** begin Data block **
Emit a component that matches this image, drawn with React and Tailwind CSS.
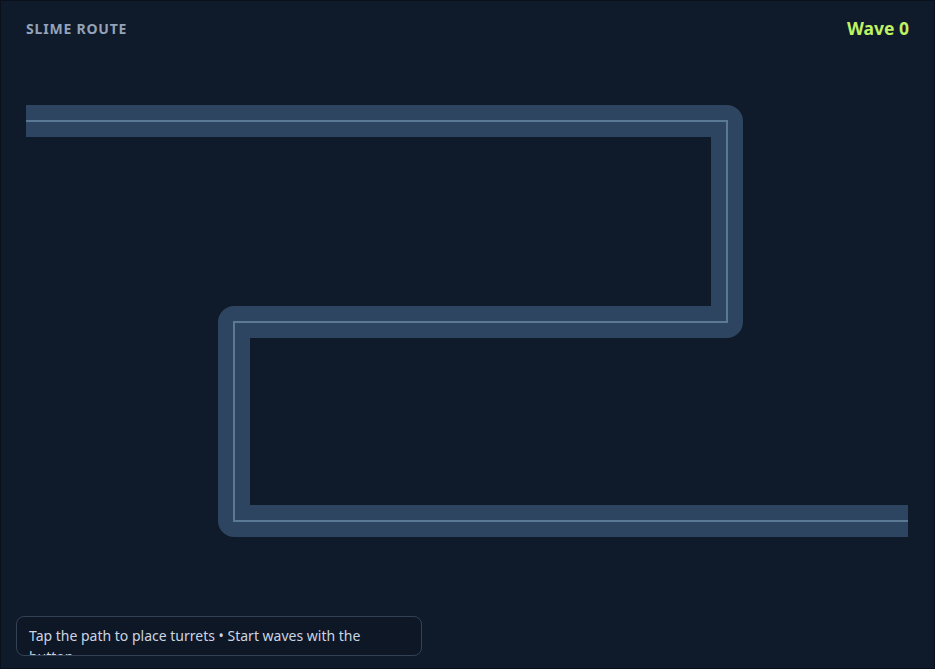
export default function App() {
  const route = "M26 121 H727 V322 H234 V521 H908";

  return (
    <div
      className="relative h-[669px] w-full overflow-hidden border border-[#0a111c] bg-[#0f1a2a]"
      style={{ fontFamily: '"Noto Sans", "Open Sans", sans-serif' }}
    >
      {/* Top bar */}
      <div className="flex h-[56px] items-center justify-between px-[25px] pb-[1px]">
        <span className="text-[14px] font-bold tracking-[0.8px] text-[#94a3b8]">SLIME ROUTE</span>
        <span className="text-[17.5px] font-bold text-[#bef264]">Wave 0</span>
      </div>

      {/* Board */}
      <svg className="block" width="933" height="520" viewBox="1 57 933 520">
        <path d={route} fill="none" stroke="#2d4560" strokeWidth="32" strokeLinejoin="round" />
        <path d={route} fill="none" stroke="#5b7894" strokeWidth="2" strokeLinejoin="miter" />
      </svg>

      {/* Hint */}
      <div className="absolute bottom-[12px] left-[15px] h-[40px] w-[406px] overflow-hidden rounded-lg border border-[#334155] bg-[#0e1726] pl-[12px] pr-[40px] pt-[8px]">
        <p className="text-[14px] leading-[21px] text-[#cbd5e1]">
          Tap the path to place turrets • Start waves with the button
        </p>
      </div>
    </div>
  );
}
** end Data block **
### Exercise brief
Leave out the pictures and retype every line above exactly.

### Full output
Emit a component that matches this image, drawn with React and Tailwind CSS.
export default function App() {
  const route = "M26 121 H727 V322 H234 V521 H908";

  return (
    <div
      className="relative h-[669px] w-full overflow-hidden border border-[#0a111c] bg-[#0f1a2a]"
      style={{ fontFamily: '"Noto Sans", "Open Sans", sans-serif' }}
    >
      {/* Top bar */}
      <div className="flex h-[56px] items-center justify-between px-[25px] pb-[1px]">
        <span className="text-[14px] font-bold tracking-[0.8px] text-[#94a3b8]">SLIME ROUTE</span>
        <span className="text-[17.5px] font-bold text-[#bef264]">Wave 0</span>
      </div>

      {/* Board */}
      <svg className="block" width="933" height="520" viewBox="1 57 933 520">
        <path d={route} fill="none" stroke="#2d4560" strokeWidth="32" strokeLinejoin="round" />
        <path d={route} fill="none" stroke="#5b7894" strokeWidth="2" strokeLinejoin="miter" />
      </svg>

      {/* Hint */}
      <div className="absolute bottom-[12px] left-[15px] h-[40px] w-[406px] overflow-hidden rounded-lg border border-[#334155] bg-[#0e1726] pl-[12px] pr-[40px] pt-[8px]">
        <p className="text-[14px] leading-[21px] text-[#cbd5e1]">
          Tap the path to place turrets • Start waves with the button
        </p>
      </div>
    </div>
  );
}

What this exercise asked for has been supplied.